### Your goal
Isolate every line in the data with the string "this" and copy it.

### Provided entries
[start]

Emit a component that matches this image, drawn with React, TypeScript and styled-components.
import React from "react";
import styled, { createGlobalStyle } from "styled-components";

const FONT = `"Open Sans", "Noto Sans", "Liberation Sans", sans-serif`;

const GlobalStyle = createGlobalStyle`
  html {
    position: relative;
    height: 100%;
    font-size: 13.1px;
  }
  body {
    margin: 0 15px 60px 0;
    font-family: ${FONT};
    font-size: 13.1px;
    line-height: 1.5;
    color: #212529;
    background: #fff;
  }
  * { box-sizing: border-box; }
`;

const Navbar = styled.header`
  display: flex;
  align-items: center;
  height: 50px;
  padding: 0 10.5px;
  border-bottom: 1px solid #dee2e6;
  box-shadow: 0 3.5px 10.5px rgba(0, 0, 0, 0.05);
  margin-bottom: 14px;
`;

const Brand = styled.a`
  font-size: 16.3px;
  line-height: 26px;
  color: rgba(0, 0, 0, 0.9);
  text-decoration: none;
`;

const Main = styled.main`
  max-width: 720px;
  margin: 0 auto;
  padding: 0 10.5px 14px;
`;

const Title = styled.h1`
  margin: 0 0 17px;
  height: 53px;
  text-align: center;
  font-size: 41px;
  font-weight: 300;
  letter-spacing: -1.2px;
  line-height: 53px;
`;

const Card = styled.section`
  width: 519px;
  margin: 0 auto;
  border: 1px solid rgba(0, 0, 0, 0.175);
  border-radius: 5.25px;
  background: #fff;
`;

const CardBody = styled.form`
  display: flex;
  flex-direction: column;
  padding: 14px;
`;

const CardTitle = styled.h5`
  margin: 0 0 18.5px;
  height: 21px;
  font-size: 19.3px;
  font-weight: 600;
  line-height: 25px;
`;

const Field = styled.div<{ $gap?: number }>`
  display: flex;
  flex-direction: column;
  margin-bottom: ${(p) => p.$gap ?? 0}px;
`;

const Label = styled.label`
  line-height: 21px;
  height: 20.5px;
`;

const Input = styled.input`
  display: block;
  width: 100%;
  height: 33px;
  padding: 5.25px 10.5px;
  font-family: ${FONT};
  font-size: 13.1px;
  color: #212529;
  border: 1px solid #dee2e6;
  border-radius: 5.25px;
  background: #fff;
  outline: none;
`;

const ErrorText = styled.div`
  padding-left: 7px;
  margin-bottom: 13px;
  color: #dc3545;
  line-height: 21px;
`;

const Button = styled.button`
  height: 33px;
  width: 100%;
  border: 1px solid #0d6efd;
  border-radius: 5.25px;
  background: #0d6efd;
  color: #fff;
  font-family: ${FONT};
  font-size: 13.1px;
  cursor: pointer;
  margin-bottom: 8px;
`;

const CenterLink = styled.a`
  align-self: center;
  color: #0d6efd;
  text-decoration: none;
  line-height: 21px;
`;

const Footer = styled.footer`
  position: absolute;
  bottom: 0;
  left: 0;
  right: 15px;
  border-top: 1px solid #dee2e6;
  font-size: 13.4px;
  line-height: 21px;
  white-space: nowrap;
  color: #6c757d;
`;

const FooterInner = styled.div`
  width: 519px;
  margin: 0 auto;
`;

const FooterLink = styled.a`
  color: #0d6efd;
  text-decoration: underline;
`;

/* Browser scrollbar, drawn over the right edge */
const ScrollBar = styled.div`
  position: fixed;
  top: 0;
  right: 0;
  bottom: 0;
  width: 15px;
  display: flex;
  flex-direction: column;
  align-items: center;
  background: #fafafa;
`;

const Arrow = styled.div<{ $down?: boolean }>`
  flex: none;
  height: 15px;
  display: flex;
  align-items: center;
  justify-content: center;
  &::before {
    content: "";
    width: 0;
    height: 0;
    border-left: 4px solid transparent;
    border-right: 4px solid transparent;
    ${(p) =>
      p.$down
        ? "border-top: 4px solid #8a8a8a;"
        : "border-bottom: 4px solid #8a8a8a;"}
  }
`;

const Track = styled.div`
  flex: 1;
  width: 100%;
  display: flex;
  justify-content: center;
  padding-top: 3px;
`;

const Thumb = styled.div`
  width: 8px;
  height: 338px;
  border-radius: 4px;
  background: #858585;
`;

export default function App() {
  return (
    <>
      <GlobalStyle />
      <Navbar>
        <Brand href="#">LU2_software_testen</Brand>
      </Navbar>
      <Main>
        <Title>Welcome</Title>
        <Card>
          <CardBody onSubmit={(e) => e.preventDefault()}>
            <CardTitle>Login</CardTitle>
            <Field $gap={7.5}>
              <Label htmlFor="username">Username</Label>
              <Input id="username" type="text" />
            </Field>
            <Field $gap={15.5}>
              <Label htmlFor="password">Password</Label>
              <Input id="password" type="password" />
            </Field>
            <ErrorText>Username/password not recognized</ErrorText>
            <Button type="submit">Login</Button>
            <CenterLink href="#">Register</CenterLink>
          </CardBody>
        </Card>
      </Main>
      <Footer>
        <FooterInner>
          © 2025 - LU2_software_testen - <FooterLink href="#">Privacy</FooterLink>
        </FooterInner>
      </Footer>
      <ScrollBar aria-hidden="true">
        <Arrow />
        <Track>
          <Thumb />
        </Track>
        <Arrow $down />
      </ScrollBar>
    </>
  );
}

[end]
[start]

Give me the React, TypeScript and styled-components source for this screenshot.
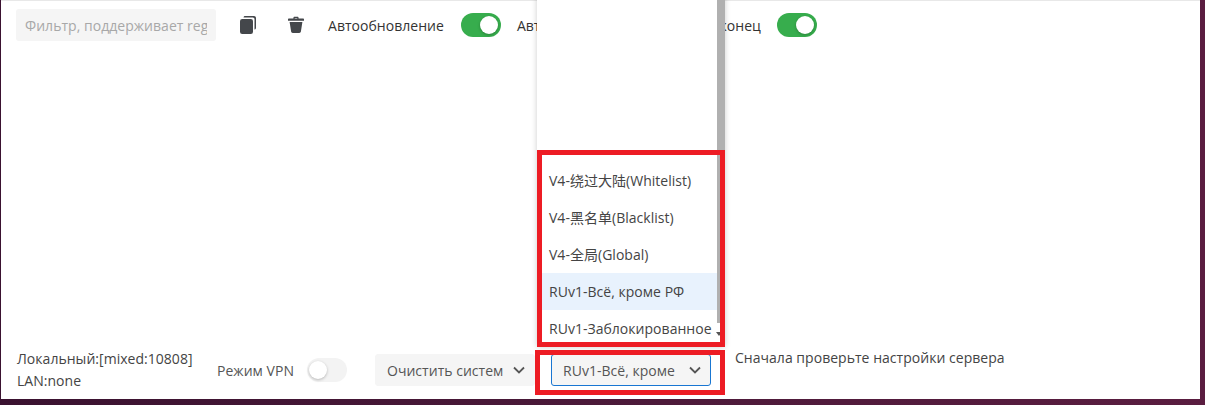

[end]

### Full output
Emit a component that matches this image, drawn with React, TypeScript and styled-components.
Give me the React, TypeScript and styled-components source for this screenshot.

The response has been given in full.